Shane Bannon

No. 40
- Position: Fullback

Personal information
- Born: April 20, 1989 (age 37) Middlebury, Connecticut, U.S.
- Listed height: 6 ft 2 in (1.88 m)
- Listed weight: 266 lb (121 kg)

Career information
- High school: Pomperaug (Southbury, Connecticut)
- College: Yale
- NFL draft: 2011: 7th round, 223rd overall pick

Career history
- Kansas City Chiefs (2011–2012)*;
- * Offseason or practice squad member only
- Stats at Pro Football Reference

= Shane Bannon =

American football player (born 1989)

Shane Bannon (born April 20, 1989) is an American former football fullback in the National Football League (NFL). He was selected by the Kansas City Chiefs out of Yale University in the seventh round of the 2011 NFL draft.

==Early life==
Bannon attended Pomperaug High School in Southbury, Connecticut.

==College career==
Bannon attended and played college football at Yale. In 2007, he was on the junior varsity team. From 2008–2010, he contributed to the varsity team.

==Professional career==
Bannon was selected by the Chiefs out of Yale University in the seventh round (223rd pick overall) in the 2011 NFL draft.

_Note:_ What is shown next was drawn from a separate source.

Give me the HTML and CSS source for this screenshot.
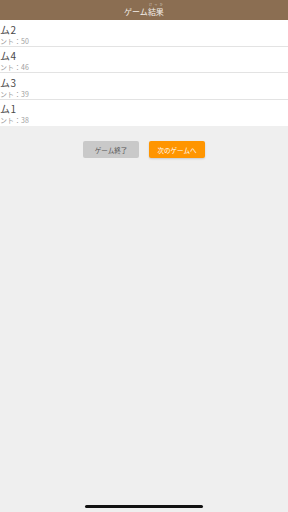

He was the first player from Yale to be drafted by an NFL team since the Tampa Bay Buccaneers chose tight end Nate Lawrie in the sixth round (181st pick overall) of the 2004 NFL draft. The Chiefs waived Bannon on September 3, 2011. After he cleared waivers, he was signed to the Chiefs practice squad. He suffered two season ending injuries in 2011 and 2012. He was released on August 26, 2012.

== Personal life ==
Bannon sits on the Concussion Legacy Foundation's advisory board.